Mannheim. Die Schafe werden sich am Ende etwas irritiert durch den Applaus zeigen, ähnlich wie es einem auch selbst ergeht, als man sich zu Beginn der Theaterperformance inmitten der grünen Heimstatt der Tiere wiederfindet. Es ist nachgerade ein Bilderbuch-Frühlingsabend: warm, klar, sonnig. Dem Frühling widmet das Stadtensemble des Mannheimer Nationaltheaters auch den dritten Teil seines Projekts „Vier Jahreszeiten“. Im vergangenen September hatten seine Mitglieder auf Franklin – Mannheims jüngstem Stadtteil – damit begonnen, künstlerisch herauszuarbeiten, was es bedeutet, „wenn eine neue Gemeinschaft sich bildet“, wie Stadtensemble-Leiterin Beata Anna Schmutz eingangs am Treffpunkt vor den Alten Kino Franklin erklärt.
Jeweils vier Wochen pro Spielzeit verbringt die Gruppe damit, vor Ort mit den Menschen zu sprechen, Workshops zu geben, Geschichten und Objekte zu sammeln. Für den „Frühling“ wurden nun auch viele Kinder und Jugendliche befragt: „Was ist die Zukunft einer Gemeinschaft? Gibt es Utopien hier, gibt es Ideen dafür“, so Schmutz, die zusammen mit Nazli Saremi auch für Konzeption und Organisation dieser Inszenierung verantwortlich zeichnet.
Gefragt wurde auch: Wo ist hier „die perfekte Gemeinschaft“, „Wo ist die Zukunft?“ Womit wir bei den Schafen wären: „Wusstet ihr, dass Schafe voll viel besser miteinander leben als Menschen?“, meint die junge Ensemblespielerin Lucine Direduryan. Das hat sie in einem Artikel gelesen, zumindest so halb, dann war da die „Paywall“.
Jedenfalls sind die Tiere „komplett cool“. Zu jenen geht es jetzt, genauer gesagt: zum unweit gelegenen Verein Franklin-Community für natürlich urbanes Leben. Dort nehmen Lucine Direduryan, Osama Albalkhi, Zita Hoefer, Christian Marc Klaassen, Liz Langenfelder, Michael Schreiber und Anouk Streck Aufstellung – (Schaf-)Ton in Ton in Beige und Braun gekleidet, Mützen auf dem Kopf (Szenografie und Kostüm: Sophie Lichtenberg), während sphärische Ambient-Klänge aus dem Rechner wallen (Sounddesign: Friedrich Byusa Blam).
„Traue ihm nicht, dem Frühling“, deklamieren die Spielenden chorisch.
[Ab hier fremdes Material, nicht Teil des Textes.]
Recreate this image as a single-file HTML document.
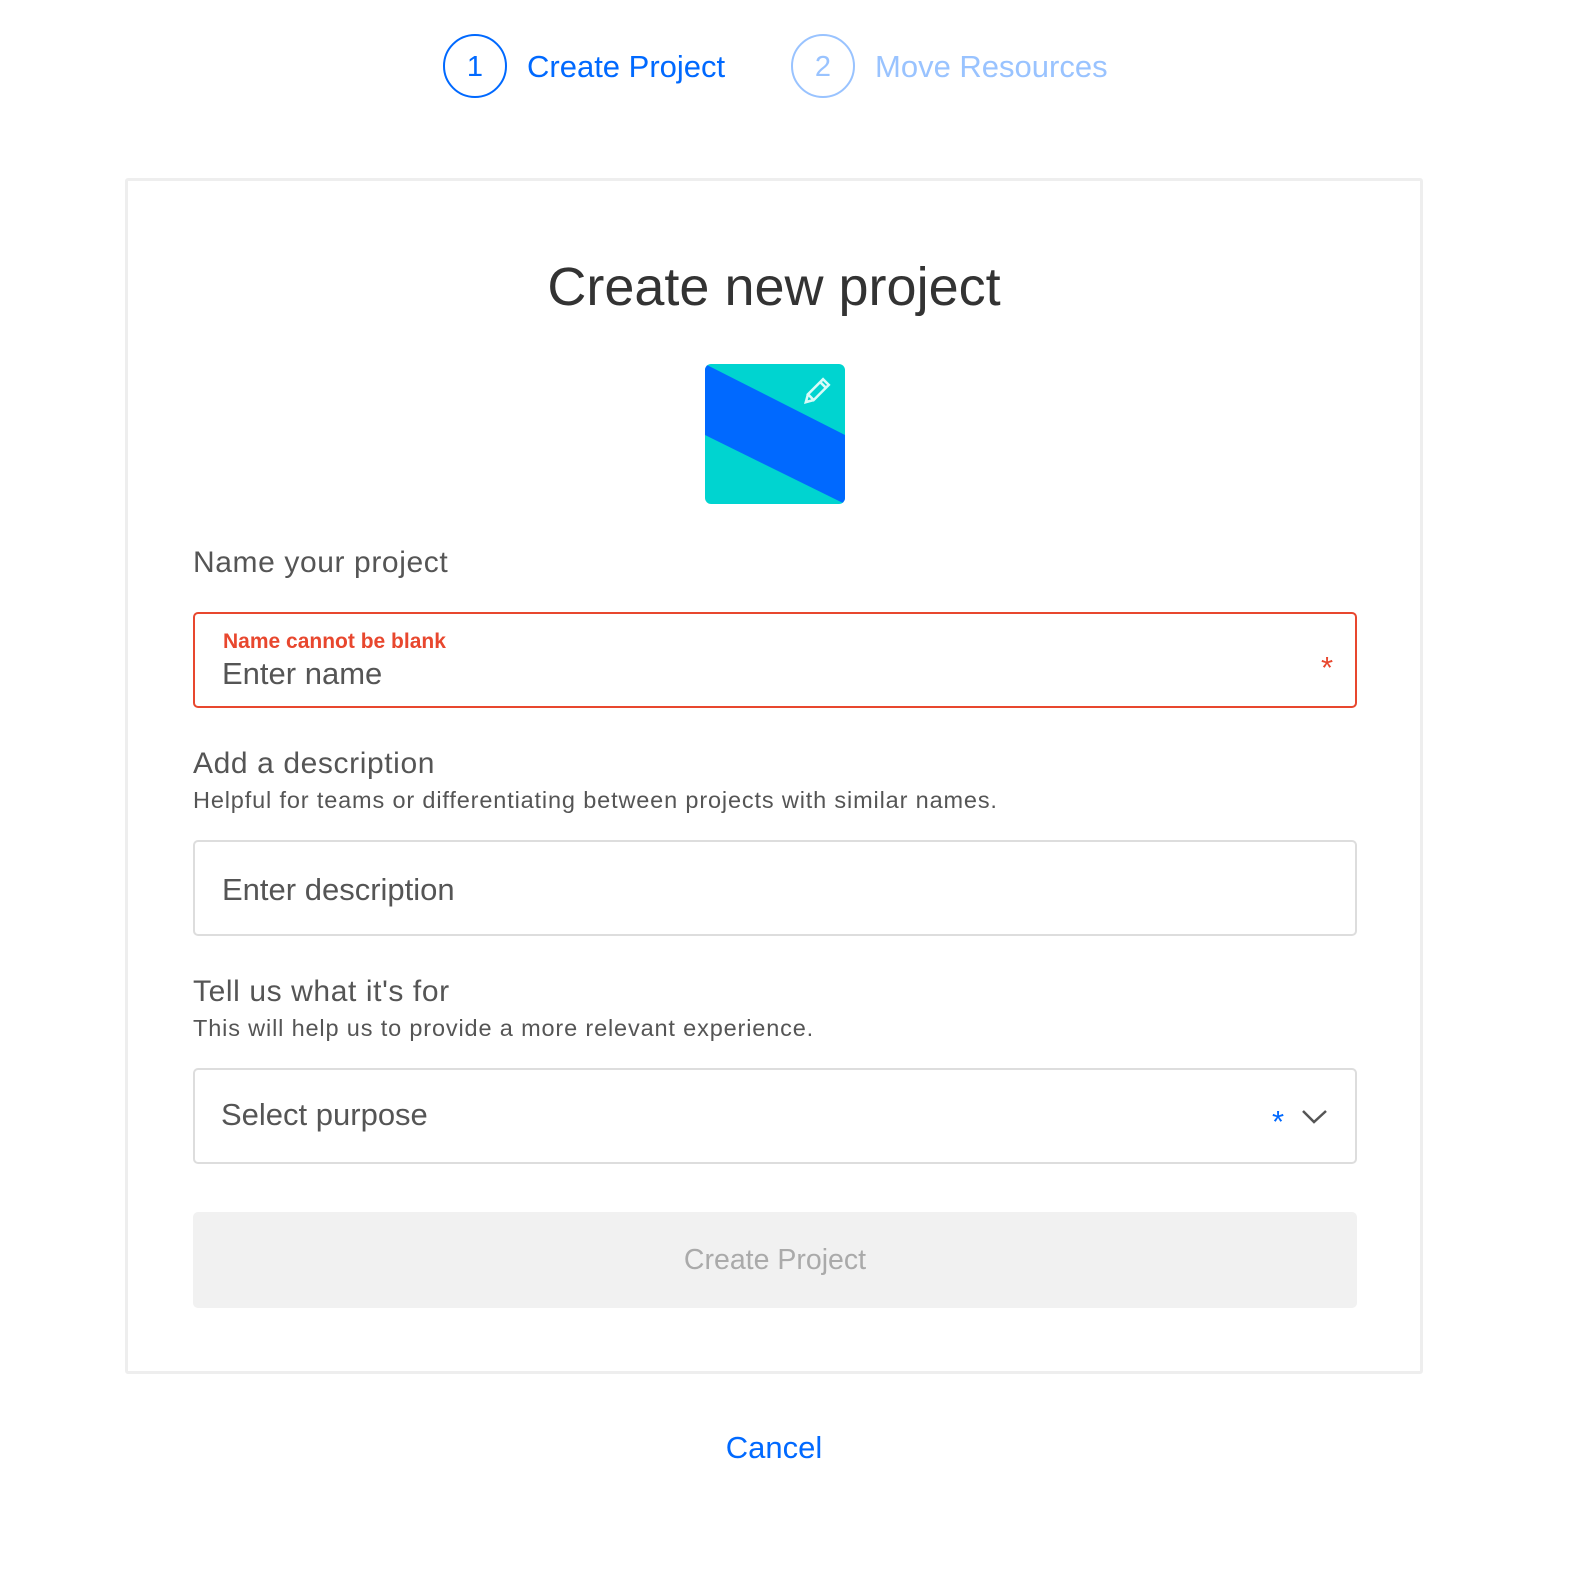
<!DOCTYPE html>
<html><head><meta charset="utf-8"><style>
*{margin:0;padding:0;box-sizing:border-box}
body{width:1586px;height:1572px;background:#fff;font-family:"Liberation Sans",sans-serif;position:relative;overflow:hidden}
.a{position:absolute;white-space:nowrap}
.circ{position:absolute;width:64px;height:64px;border-radius:50%;border:2px solid #0069ff;text-align:center;line-height:62px;font-size:29px}
.box{position:absolute;left:193px;width:1164px;height:96px;border:2px solid #ddd;border-radius:5px}
.lab{font-size:30px;letter-spacing:0.6px;color:#555}
.sub{font-size:23.5px;letter-spacing:0.85px;color:#555}
</style></head><body>
<div class="circ" style="left:443px;top:34px;color:#0069ff">1</div>
<div class="a" style="left:527px;top:49px;font-size:31px;color:#0069ff">Create Project</div>
<div class="circ" style="left:791px;top:34px;color:#99c3ff;border-color:#99c3ff">2</div>
<div class="a" style="left:875px;top:49px;font-size:31px;color:#99c3ff">Move Resources</div>

<div style="position:absolute;left:125px;top:178px;width:1298px;height:1196px;border:3px solid #eee;border-radius:3px"></div>
<div class="a" style="left:125px;width:1298px;text-align:center;top:256px;font-size:54px;color:#333">Create new project</div>

<svg class="a" style="left:705px;top:364px" width="140" height="140" viewBox="0 0 138 138">
<defs><clipPath id="c"><rect width="138" height="138" rx="6"/></clipPath></defs>
<g clip-path="url(#c)"><rect width="138" height="138" fill="#00d4d0"/><polygon points="0,0 138,70 138,138 0,70" fill="#0069ff"/></g>
<g transform="translate(110,27) rotate(45)" fill="none" stroke="#d8fbf8" stroke-width="2.5"><rect x="-4" y="-13" width="8" height="21"/><path d="M-4 8 L0 15 L4 8"/><line x1="-4" y1="-9" x2="4" y2="-9"/></g>
</svg>

<div class="a lab" style="left:193px;top:546px">Name your project</div>
<div class="box" style="top:612px;border-color:#e8472e"></div>
<div class="a" style="left:223px;top:630px;font-size:21px;font-weight:bold;color:#e8472e">Name cannot be blank</div>
<div class="a" style="left:222px;top:656px;font-size:31px;color:#555">Enter name</div>
<div class="a" style="left:1321px;top:650px;font-size:31px;color:#e8472e">*</div>

<div class="a lab" style="left:193px;top:747px">Add a description</div>
<div class="a sub" style="left:193px;top:787px">Helpful for teams or differentiating between projects with similar names.</div>
<div class="box" style="top:840px"></div>
<div class="a" style="left:222px;top:872px;font-size:31px;color:#555">Enter description</div>

<div class="a lab" style="left:193px;top:975px">Tell us what it's for</div>
<div class="a sub" style="left:193px;top:1015px">This will help us to provide a more relevant experience.</div>
<div class="box" style="top:1068px"></div>
<div class="a" style="left:221px;top:1097px;font-size:31px;color:#555">Select purpose</div>
<div class="a" style="left:1272px;top:1104px;font-size:31px;color:#0069ff">*</div>
<svg class="a" style="left:1301px;top:1108px" width="28" height="18"><path d="M2 3 L13 14 L25 3" fill="none" stroke="#555" stroke-width="2.5"/></svg>

<div style="position:absolute;left:193px;top:1212px;width:1164px;height:96px;background:#f1f1f1;border-radius:5px;text-align:center;line-height:96px;font-size:28.5px;color:#aaa">Create Project</div>

<div class="a" style="left:125px;width:1298px;text-align:center;top:1430px;font-size:31px;color:#0069ff">Cancel</div>
</body></html>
Denn „er ist wankelmütig“, hat sich „leichtfüßig tänzelnd aus dem Staub gemacht“ und „alle Hoffnung“ mit sich genommen – und die Schwestern Hansa und Grete frierend im Dunkeln des Waldes zurückgelassen.
Forderung nach Veränderung
Die beiden bilden einen mystisch-märchenhaften roten Faden in den Bewusstseinsstromschnellen des Textes (Autorin: Lea Langenfelder), die einen zwischen Frühjahrsputz und Hoffnungssuche, neuer Lebensblüte und Erinnerung an den Arabischen Frühling treiben lassen. Wir hören von Highschool-Schülerin Mary, die auf Franklin lebte und der „vielleicht an einem folgenreichen Frühlingstag das Leben ausging“, vernehmen die Forderung nach einem „Recht auf Veränderung, Veränderung zum Guten“.
Begleitend werden Blechkisten voll von Krimskrams-Memorabilien geöffnet, Krokusse („giftig, weil: Jedem Frühling wohnt ja auch ein Sterben inne“) eingegraben, Schafwolle gewalkt und zudem noch gemeinsame Choreographien ausgeführt. Und zum Schluss dieser wundersam fesselnden Performance-Premiere gibt das junge Ensemble seinem Publikum Samenkugeln mit auf den Weg.